Positions syndicales

La CFDT et la CGT rappellent qu'elles ne sont « pas opposées au droit au départ anticipé, dès lors qu'il est prouvé qu'un salarié a été exposé à l'amiante ». « En revanche, expliquent Christophe Laloë et Daniel Baruc, nous sommes opposés au classement arbitraire de notre entreprise dans la catégorie construction et réparation navale, car elle aurait pu y perdre des financements de type Anvar auxquels elle est éligible en tant qu'entreprise de mécanique.
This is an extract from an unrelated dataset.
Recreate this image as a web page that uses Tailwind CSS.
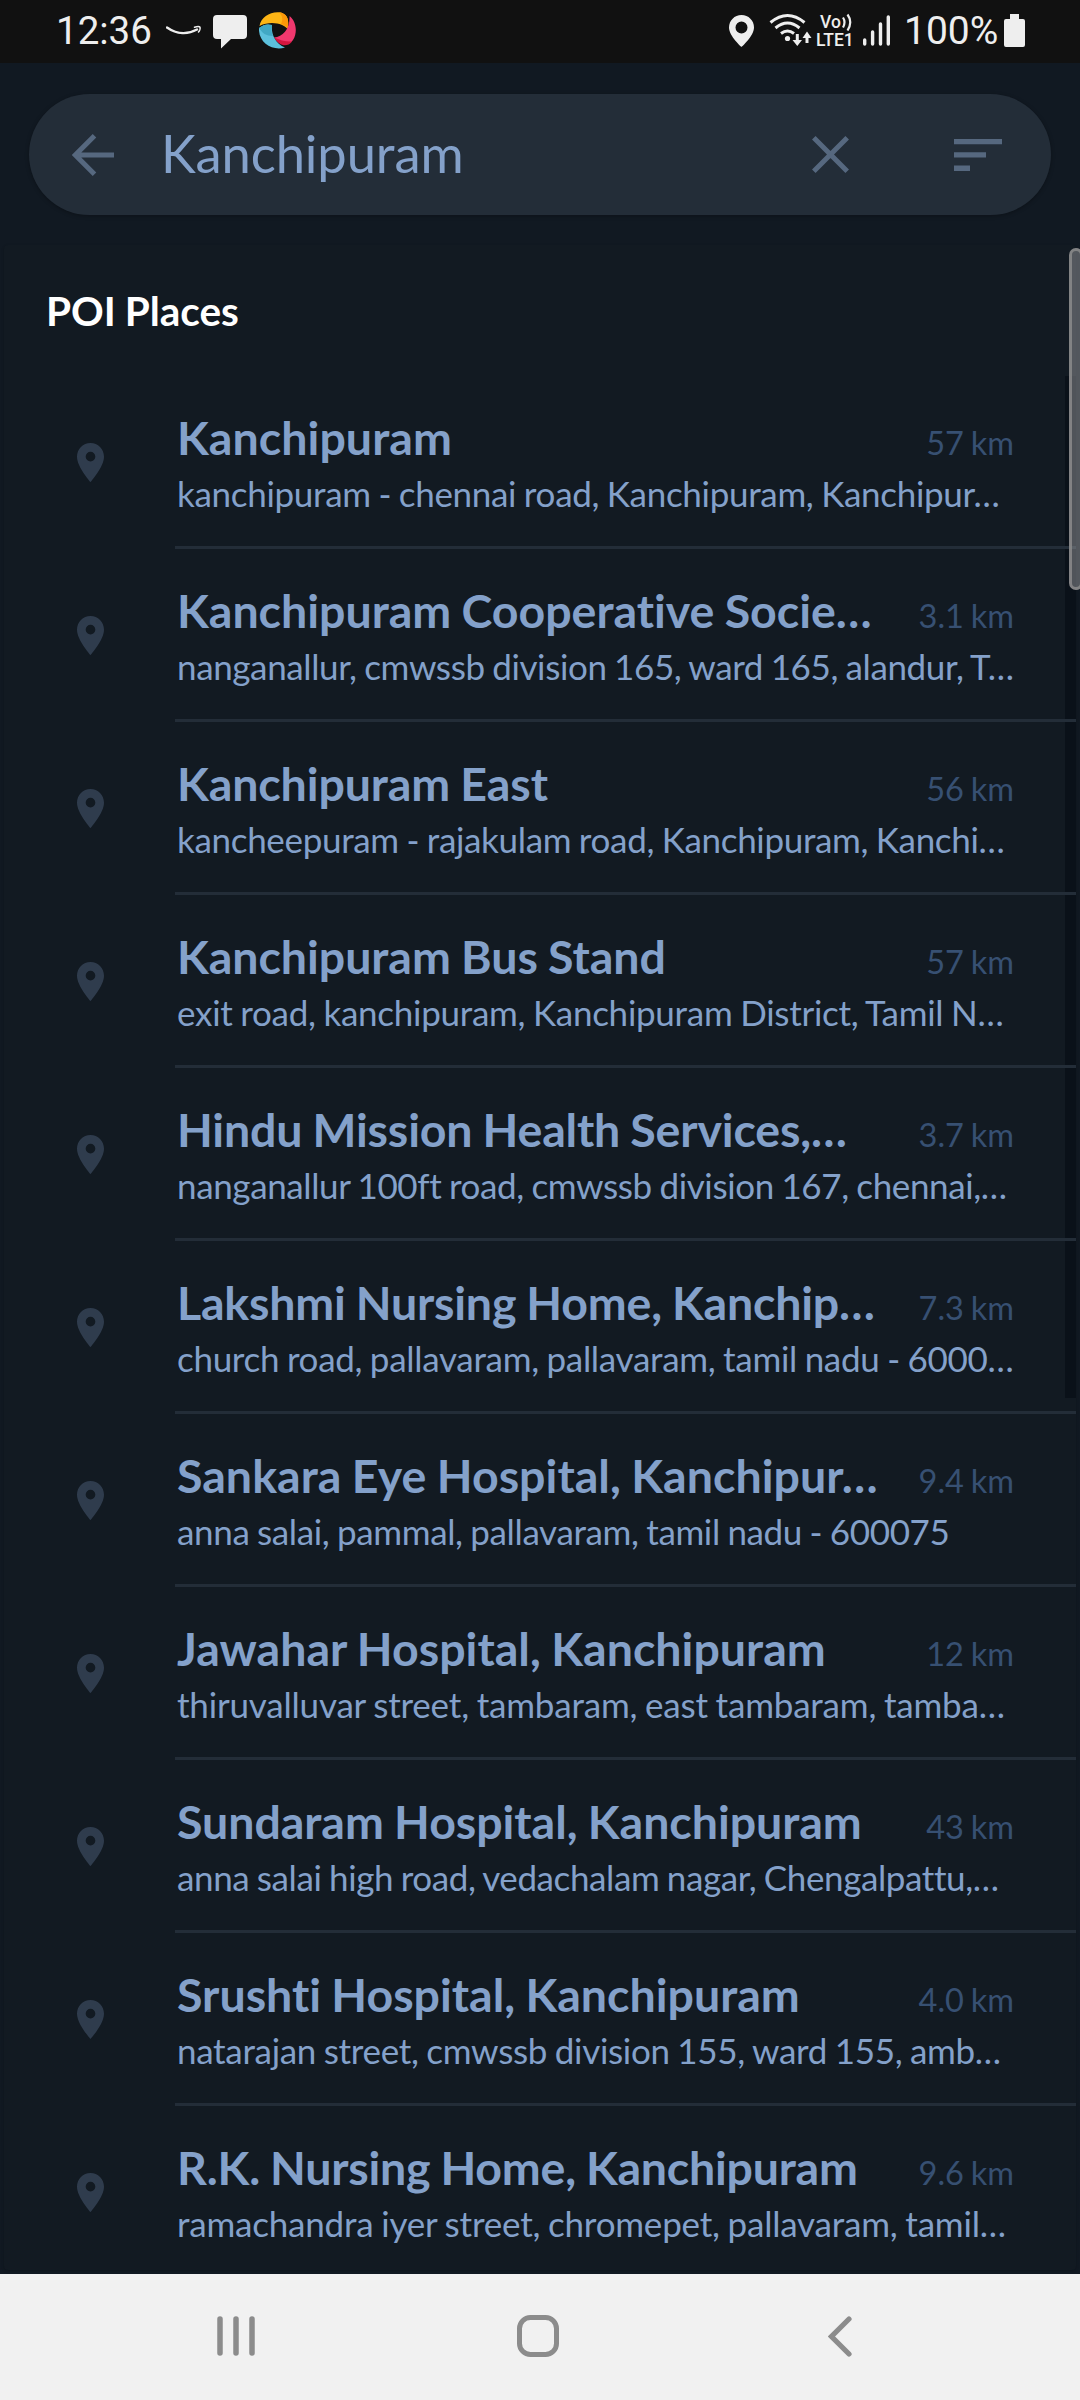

Nous sommes également scandalisés par les méthodes de l'Administration et par une décision qui a des conséquences lourdes sur l'activité de l'entreprise, ses résultats, et donc sur les salariés. Au final, ceux-ci ont perdu une prime d'intéressement équivalente à un mois de salaire du fait d'une chute brutale de notre capacité de production. » Et ils demandent à la direction de faire un geste financier envers les salariés, dans le cas où elle obtiendrait des dommages et intérêts.